Fracture and fatigue characteristics of high performing novel hot mix asphalt composites

Abstract

Long-term performance and sustainability of asphalt pavements could be achieved by developing hot mix asphalt (HMA) composite that possesses enhanced resilience, toughness, ductility, and durability under repeated traffic loading and extreme weather conditions. The main goal of this study was to investigate the fracture and fatigue characteristics of a novel HMA composite fabricated with combination of crumb rubber (CRM) and polyvinyl alcohol (PVA) fiber. The fracture properties of the control, CRM modified, PVA reinforced, and novel rubber-fiber HMA composites, was conducted through semicircular bending beam test. Moreover, resistance to reflective and fatigue cracking was assessed to validate the long-term performance of the novel HMA composite.
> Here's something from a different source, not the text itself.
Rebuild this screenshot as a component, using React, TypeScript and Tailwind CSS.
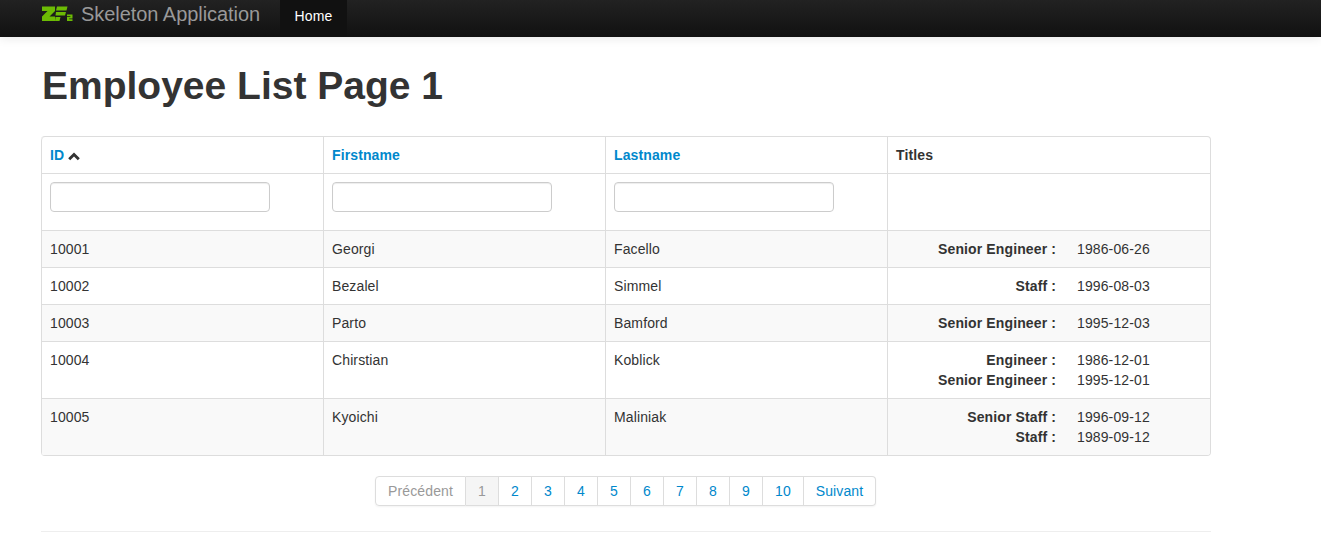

Experimental results revealed that a suitable proportion of CRM and PVA significantly affected the performance of novel rubber-fiber HMA in resistance to fracture, reflective, and fatigue cracking. Fracture energy and flexibility index of the rubber-fiber HMA containing 2% CRM and 0.2% PVA quadrupled relative to PG76-22 HMA after long-term aging. The developed novel HMA composite presented around 8- and 29-times higher resistance to reflective and fatigue cracking, respectively. Additionally, digital image correlation analysis showed that the rubber-fiber HMA composite had a larger strain distribution and a more twisted and intricate fracture pattern. The multi-functional properties of CRM and PVA were visible in scanning electron micrographs, where the rubber act as hyper elastic inclusion and properly coated fibers with asphalt, effectively bridged across cracks thus hindering the crack propagation and increased tolerance to post-peak load deformation. Cost comparison and benefits of conventional and selected modified HMA mixtures indicated that the developed mixture could be a valuable long-term economical alternative pavement material.